[Rows from a dataset of pages and code]

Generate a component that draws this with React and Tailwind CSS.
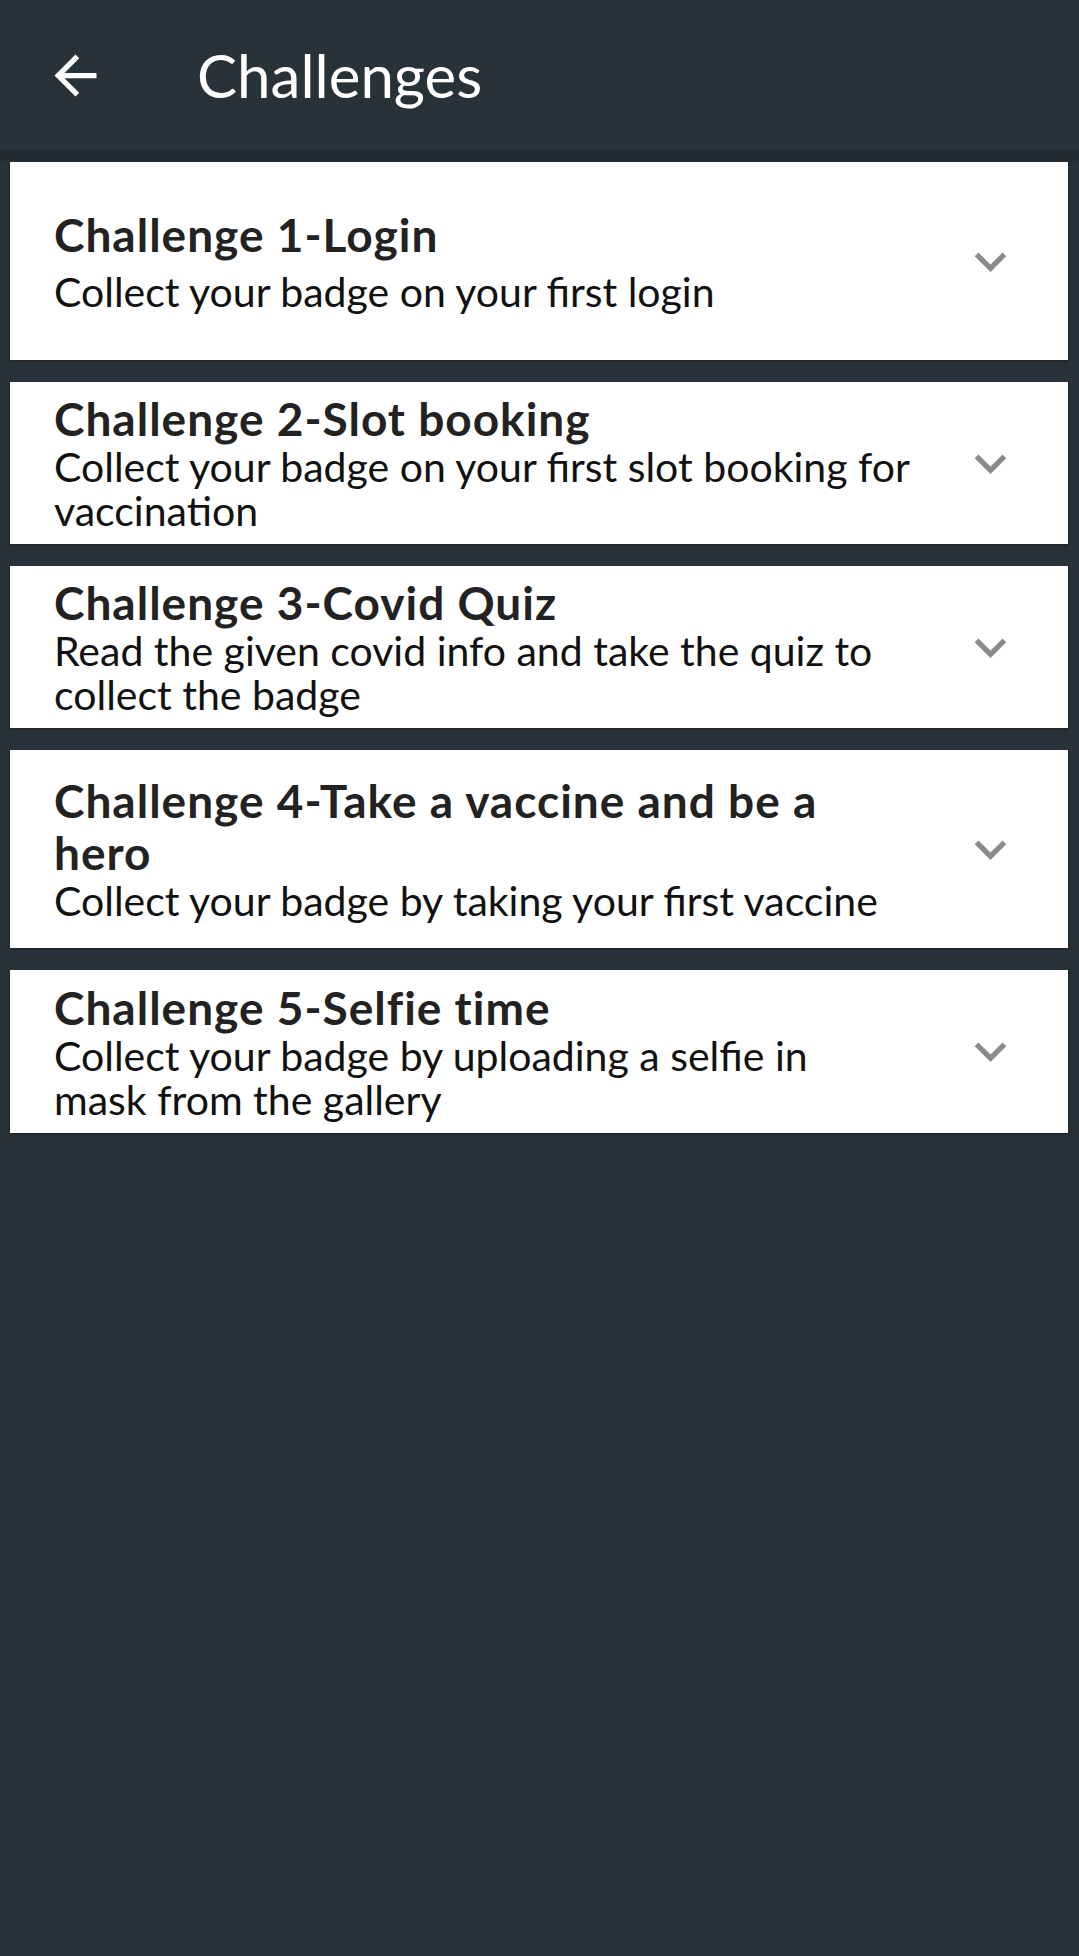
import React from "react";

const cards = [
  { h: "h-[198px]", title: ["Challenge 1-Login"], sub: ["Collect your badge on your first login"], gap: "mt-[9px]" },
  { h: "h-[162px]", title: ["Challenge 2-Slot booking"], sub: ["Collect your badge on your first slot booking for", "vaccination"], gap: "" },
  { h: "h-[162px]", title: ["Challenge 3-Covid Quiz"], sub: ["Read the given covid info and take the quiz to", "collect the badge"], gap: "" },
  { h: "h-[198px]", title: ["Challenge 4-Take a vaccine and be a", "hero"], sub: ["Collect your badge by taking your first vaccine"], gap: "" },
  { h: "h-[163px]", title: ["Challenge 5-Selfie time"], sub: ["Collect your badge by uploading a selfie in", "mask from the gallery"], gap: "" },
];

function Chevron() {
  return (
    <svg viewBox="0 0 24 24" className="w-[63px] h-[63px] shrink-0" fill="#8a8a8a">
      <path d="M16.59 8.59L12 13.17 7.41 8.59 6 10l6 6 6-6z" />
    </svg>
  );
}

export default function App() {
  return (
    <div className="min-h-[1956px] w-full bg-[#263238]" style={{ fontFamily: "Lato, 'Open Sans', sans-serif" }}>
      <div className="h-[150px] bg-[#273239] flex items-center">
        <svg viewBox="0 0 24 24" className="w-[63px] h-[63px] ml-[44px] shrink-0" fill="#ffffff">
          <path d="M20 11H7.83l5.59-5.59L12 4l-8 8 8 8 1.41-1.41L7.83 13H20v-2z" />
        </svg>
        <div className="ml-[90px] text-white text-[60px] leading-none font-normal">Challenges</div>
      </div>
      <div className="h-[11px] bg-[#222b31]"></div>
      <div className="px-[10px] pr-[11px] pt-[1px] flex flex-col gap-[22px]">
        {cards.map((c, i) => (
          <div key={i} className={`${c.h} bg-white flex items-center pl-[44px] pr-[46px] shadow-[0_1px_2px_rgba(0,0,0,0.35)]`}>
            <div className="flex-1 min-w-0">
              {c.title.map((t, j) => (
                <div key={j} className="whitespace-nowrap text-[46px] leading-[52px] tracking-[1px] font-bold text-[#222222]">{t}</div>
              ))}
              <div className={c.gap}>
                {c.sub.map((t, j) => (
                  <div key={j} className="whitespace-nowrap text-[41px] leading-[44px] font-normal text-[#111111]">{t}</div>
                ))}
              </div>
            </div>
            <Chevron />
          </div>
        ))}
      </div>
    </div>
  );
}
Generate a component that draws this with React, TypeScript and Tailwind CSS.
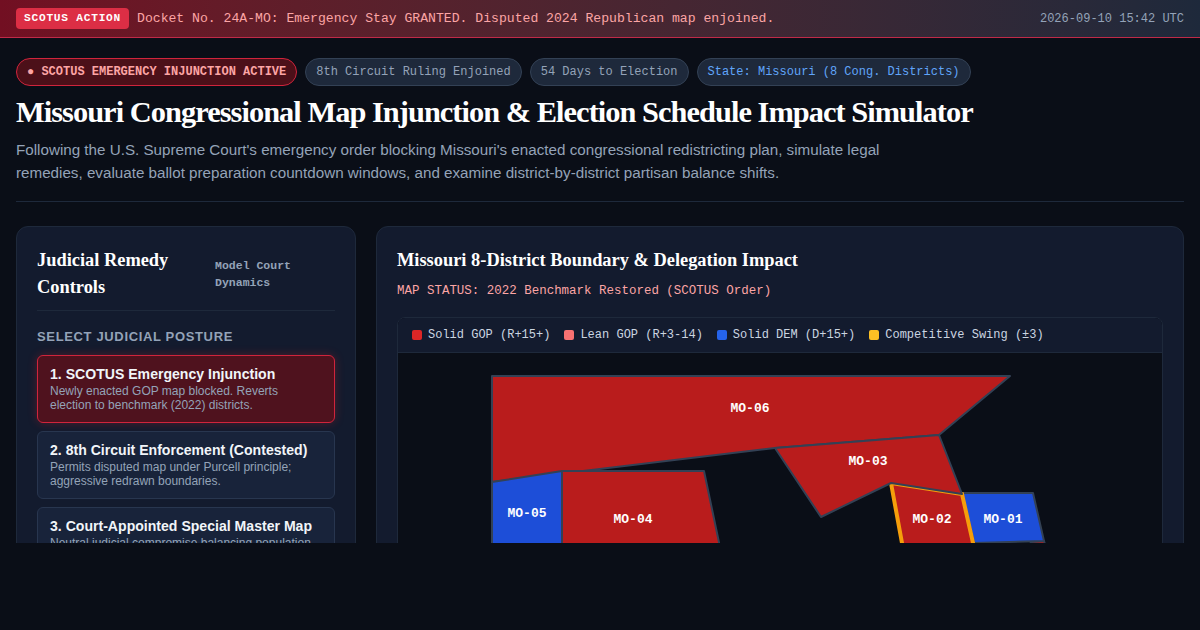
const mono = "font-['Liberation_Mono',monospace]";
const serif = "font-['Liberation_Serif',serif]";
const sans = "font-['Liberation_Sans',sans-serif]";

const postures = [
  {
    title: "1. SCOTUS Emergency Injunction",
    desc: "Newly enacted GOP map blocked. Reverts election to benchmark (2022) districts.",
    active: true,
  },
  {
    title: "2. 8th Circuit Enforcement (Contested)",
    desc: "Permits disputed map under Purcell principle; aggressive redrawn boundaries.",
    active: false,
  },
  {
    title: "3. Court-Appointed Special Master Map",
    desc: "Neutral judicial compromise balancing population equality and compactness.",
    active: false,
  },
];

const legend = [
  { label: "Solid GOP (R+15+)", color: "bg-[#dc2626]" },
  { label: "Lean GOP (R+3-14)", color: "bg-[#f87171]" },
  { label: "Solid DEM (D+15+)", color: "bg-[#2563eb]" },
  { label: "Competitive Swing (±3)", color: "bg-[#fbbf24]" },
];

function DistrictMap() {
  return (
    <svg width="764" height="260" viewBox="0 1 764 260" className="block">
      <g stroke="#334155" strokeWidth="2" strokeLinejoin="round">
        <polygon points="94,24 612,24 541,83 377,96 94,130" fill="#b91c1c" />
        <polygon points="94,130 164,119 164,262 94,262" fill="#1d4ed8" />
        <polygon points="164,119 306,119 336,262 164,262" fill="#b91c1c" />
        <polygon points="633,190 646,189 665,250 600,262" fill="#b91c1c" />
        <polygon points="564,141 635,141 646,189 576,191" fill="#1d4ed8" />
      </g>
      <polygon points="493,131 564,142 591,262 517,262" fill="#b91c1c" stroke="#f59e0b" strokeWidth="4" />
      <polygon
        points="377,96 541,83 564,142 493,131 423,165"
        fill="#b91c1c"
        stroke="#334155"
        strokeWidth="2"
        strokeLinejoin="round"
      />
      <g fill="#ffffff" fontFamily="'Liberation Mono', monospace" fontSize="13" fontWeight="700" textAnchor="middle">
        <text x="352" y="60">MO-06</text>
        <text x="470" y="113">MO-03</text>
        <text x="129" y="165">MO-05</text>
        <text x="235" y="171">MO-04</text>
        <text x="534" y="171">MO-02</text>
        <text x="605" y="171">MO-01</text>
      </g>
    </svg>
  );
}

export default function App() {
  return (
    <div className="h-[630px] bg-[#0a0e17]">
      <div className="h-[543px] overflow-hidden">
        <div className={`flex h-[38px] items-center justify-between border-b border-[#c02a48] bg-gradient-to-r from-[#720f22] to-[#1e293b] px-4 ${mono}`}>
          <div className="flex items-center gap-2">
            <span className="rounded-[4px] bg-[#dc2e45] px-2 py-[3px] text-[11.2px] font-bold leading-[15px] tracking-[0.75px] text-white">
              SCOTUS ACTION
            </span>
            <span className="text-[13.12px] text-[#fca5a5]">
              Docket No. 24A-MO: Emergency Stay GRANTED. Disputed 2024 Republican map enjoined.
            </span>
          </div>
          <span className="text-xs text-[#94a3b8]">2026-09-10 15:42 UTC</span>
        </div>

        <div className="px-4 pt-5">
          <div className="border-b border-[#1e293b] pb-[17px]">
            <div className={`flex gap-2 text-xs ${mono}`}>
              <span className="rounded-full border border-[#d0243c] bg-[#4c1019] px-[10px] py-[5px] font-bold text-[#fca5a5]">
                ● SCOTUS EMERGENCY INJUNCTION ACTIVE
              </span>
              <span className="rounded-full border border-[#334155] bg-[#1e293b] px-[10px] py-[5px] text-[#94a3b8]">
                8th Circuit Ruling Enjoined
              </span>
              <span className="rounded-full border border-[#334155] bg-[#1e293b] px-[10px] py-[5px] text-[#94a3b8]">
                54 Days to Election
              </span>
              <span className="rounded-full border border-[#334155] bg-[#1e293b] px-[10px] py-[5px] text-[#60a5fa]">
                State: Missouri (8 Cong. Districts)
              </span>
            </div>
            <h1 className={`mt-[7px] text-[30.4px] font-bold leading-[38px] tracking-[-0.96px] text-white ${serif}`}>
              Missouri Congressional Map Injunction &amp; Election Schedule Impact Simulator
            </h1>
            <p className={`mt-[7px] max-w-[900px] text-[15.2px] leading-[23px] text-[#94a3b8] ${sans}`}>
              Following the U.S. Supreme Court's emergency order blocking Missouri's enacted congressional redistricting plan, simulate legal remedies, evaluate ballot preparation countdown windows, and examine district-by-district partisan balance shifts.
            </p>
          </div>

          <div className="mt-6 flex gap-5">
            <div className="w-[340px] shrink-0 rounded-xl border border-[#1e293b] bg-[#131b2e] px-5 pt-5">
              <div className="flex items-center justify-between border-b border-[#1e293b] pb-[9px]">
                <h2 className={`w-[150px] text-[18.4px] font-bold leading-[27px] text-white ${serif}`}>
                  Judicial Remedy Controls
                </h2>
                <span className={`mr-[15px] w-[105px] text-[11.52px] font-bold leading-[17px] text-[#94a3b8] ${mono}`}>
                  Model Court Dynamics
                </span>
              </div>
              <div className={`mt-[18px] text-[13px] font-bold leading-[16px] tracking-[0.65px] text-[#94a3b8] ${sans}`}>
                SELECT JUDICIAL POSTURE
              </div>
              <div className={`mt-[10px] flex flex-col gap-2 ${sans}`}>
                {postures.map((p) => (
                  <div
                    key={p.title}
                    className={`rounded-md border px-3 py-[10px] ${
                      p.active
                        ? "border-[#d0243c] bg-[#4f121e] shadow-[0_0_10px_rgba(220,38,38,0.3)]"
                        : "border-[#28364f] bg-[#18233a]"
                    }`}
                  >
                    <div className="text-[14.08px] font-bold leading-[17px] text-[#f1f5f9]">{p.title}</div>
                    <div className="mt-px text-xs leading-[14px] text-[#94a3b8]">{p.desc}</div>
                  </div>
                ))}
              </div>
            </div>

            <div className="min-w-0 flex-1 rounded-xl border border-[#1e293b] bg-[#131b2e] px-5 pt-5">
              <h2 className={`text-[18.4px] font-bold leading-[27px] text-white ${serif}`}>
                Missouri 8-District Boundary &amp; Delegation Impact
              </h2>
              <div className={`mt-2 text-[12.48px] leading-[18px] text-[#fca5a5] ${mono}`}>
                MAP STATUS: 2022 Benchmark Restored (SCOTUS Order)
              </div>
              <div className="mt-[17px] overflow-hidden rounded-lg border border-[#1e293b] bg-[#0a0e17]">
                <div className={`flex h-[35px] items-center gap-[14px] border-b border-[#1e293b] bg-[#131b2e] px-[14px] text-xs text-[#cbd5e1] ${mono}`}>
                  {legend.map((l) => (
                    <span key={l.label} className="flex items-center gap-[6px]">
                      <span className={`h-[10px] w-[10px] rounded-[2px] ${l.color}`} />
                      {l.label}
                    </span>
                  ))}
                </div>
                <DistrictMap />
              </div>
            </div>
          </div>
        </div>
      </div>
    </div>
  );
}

## To be done
Repeat exactly and only the lines from the start of the data above through the line that holds "import React from", inclusive. Pictures do not belong in the copy.

## Complete output
Generate a component that draws this with React and Tailwind CSS.
import React from "react";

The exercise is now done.